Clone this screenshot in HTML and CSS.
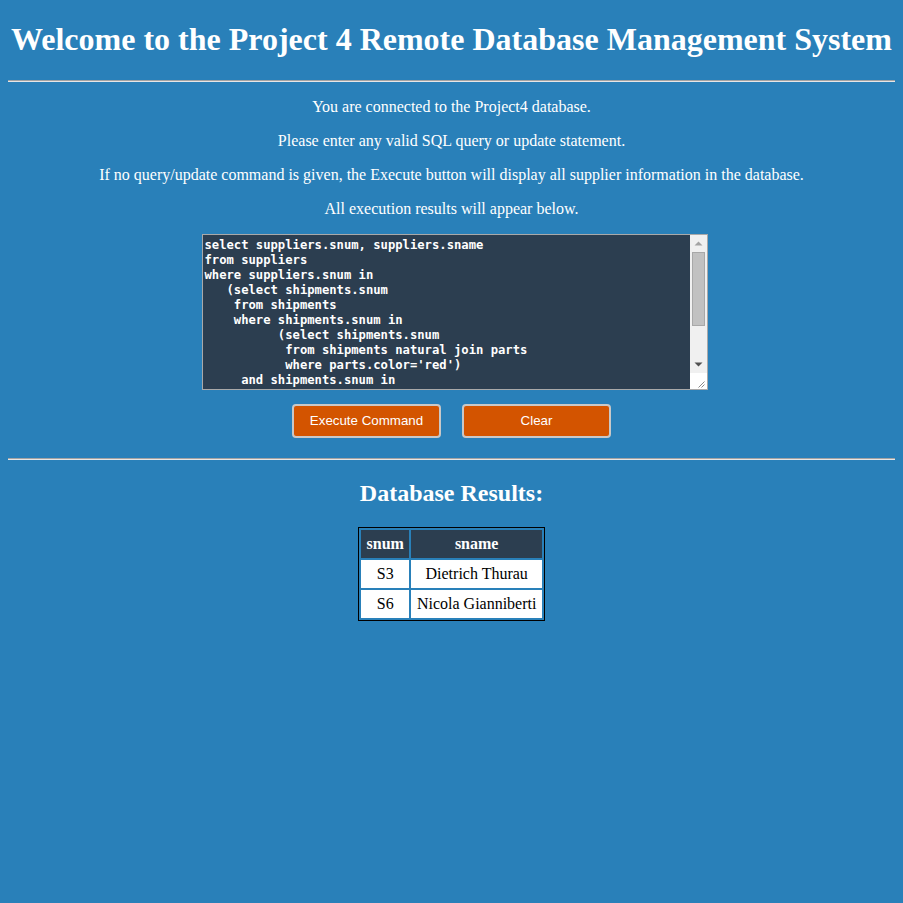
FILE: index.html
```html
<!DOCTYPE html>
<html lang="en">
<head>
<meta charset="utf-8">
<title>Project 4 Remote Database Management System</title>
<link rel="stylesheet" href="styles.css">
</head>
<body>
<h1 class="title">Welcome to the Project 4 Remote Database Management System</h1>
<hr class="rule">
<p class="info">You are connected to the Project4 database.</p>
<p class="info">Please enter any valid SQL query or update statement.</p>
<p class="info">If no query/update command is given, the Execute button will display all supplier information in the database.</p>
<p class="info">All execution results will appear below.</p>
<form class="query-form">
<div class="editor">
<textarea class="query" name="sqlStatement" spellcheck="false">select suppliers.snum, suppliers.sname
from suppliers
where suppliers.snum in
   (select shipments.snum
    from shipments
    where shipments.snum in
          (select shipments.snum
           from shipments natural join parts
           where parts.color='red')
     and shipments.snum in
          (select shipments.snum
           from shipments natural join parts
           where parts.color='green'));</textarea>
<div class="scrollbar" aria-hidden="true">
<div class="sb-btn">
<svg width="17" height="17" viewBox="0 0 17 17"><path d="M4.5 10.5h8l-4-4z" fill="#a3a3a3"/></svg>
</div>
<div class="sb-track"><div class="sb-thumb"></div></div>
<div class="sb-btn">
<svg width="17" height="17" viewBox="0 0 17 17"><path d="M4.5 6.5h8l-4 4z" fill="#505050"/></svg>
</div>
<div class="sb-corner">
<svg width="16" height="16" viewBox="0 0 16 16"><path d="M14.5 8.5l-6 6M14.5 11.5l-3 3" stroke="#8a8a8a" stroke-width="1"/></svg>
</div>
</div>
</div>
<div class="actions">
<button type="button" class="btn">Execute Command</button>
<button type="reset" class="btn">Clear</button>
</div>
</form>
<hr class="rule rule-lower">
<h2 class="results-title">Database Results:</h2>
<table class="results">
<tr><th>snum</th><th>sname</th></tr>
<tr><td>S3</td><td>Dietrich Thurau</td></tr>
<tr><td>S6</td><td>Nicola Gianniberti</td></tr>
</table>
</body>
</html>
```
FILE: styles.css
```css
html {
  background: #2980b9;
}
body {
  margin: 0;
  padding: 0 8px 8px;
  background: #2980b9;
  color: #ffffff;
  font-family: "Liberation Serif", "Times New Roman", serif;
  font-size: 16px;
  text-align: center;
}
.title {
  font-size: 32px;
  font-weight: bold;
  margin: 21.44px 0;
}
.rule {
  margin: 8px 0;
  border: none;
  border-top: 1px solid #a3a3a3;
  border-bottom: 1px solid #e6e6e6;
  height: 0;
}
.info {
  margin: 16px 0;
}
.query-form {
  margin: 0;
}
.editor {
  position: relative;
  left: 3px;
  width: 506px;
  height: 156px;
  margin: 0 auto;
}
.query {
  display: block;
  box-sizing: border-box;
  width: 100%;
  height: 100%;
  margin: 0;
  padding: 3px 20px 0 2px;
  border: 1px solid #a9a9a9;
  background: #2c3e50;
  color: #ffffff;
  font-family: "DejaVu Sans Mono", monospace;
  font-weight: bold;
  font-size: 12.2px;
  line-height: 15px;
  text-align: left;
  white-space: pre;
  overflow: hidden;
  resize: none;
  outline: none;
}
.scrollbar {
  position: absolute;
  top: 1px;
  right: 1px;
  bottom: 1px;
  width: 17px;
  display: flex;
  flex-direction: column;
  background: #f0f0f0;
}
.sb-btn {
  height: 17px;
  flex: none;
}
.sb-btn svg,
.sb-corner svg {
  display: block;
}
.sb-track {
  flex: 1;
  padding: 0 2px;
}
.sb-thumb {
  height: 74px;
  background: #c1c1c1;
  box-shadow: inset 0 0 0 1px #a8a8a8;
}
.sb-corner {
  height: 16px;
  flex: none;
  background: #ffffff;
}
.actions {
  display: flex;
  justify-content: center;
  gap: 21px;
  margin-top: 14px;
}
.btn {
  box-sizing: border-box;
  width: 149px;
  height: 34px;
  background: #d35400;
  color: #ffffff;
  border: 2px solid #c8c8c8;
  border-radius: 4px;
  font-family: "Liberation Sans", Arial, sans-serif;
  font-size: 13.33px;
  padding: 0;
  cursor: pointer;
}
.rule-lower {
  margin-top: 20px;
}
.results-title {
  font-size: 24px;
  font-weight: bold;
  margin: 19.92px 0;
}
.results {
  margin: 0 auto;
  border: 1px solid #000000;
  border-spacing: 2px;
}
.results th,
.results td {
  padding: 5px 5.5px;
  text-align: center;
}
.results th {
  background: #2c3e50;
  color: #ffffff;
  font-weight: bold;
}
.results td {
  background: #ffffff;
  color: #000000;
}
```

########

• [EXERCISE] Reproduce the whole listing word for word, setting aside any pictures.

• [EXPECTED ANSWER]
Clone this screenshot in HTML and CSS.
FILE: index.html
```html
<!DOCTYPE html>
<html lang="en">
<head>
<meta charset="utf-8">
<title>Project 4 Remote Database Management System</title>
<link rel="stylesheet" href="styles.css">
</head>
<body>
<h1 class="title">Welcome to the Project 4 Remote Database Management System</h1>
<hr class="rule">
<p class="info">You are connected to the Project4 database.</p>
<p class="info">Please enter any valid SQL query or update statement.</p>
<p class="info">If no query/update command is given, the Execute button will display all supplier information in the database.</p>
<p class="info">All execution results will appear below.</p>
<form class="query-form">
<div class="editor">
<textarea class="query" name="sqlStatement" spellcheck="false">select suppliers.snum, suppliers.sname
from suppliers
where suppliers.snum in
   (select shipments.snum
    from shipments
    where shipments.snum in
          (select shipments.snum
           from shipments natural join parts
           where parts.color='red')
     and shipments.snum in
          (select shipments.snum
           from shipments natural join parts
           where parts.color='green'));</textarea>
<div class="scrollbar" aria-hidden="true">
<div class="sb-btn">
<svg width="17" height="17" viewBox="0 0 17 17"><path d="M4.5 10.5h8l-4-4z" fill="#a3a3a3"/></svg>
</div>
<div class="sb-track"><div class="sb-thumb"></div></div>
<div class="sb-btn">
<svg width="17" height="17" viewBox="0 0 17 17"><path d="M4.5 6.5h8l-4 4z" fill="#505050"/></svg>
</div>
<div class="sb-corner">
<svg width="16" height="16" viewBox="0 0 16 16"><path d="M14.5 8.5l-6 6M14.5 11.5l-3 3" stroke="#8a8a8a" stroke-width="1"/></svg>
</div>
</div>
</div>
<div class="actions">
<button type="button" class="btn">Execute Command</button>
<button type="reset" class="btn">Clear</button>
</div>
</form>
<hr class="rule rule-lower">
<h2 class="results-title">Database Results:</h2>
<table class="results">
<tr><th>snum</th><th>sname</th></tr>
<tr><td>S3</td><td>Dietrich Thurau</td></tr>
<tr><td>S6</td><td>Nicola Gianniberti</td></tr>
</table>
</body>
</html>
```
FILE: styles.css
```css
html {
  background: #2980b9;
}
body {
  margin: 0;
  padding: 0 8px 8px;
  background: #2980b9;
  color: #ffffff;
  font-family: "Liberation Serif", "Times New Roman", serif;
  font-size: 16px;
  text-align: center;
}
.title {
  font-size: 32px;
  font-weight: bold;
  margin: 21.44px 0;
}
.rule {
  margin: 8px 0;
  border: none;
  border-top: 1px solid #a3a3a3;
  border-bottom: 1px solid #e6e6e6;
  height: 0;
}
.info {
  margin: 16px 0;
}
.query-form {
  margin: 0;
}
.editor {
  position: relative;
  left: 3px;
  width: 506px;
  height: 156px;
  margin: 0 auto;
}
.query {
  display: block;
  box-sizing: border-box;
  width: 100%;
  height: 100%;
  margin: 0;
  padding: 3px 20px 0 2px;
  border: 1px solid #a9a9a9;
  background: #2c3e50;
  color: #ffffff;
  font-family: "DejaVu Sans Mono", monospace;
  font-weight: bold;
  font-size: 12.2px;
  line-height: 15px;
  text-align: left;
  white-space: pre;
  overflow: hidden;
  resize: none;
  outline: none;
}
.scrollbar {
  position: absolute;
  top: 1px;
  right: 1px;
  bottom: 1px;
  width: 17px;
  display: flex;
  flex-direction: column;
  background: #f0f0f0;
}
.sb-btn {
  height: 17px;
  flex: none;
}
.sb-btn svg,
.sb-corner svg {
  display: block;
}
.sb-track {
  flex: 1;
  padding: 0 2px;
}
.sb-thumb {
  height: 74px;
  background: #c1c1c1;
  box-shadow: inset 0 0 0 1px #a8a8a8;
}
.sb-corner {
  height: 16px;
  flex: none;
  background: #ffffff;
}
.actions {
  display: flex;
  justify-content: center;
  gap: 21px;
  margin-top: 14px;
}
.btn {
  box-sizing: border-box;
  width: 149px;
  height: 34px;
  background: #d35400;
  color: #ffffff;
  border: 2px solid #c8c8c8;
  border-radius: 4px;
  font-family: "Liberation Sans", Arial, sans-serif;
  font-size: 13.33px;
  padding: 0;
  cursor: pointer;
}
.rule-lower {
  margin-top: 20px;
}
.results-title {
  font-size: 24px;
  font-weight: bold;
  margin: 19.92px 0;
}
.results {
  margin: 0 auto;
  border: 1px solid #000000;
  border-spacing: 2px;
}
.results th,
.results td {
  padding: 5px 5.5px;
  text-align: center;
}
.results th {
  background: #2c3e50;
  color: #ffffff;
  font-weight: bold;
}
.results td {
  background: #ffffff;
  color: #000000;
}
```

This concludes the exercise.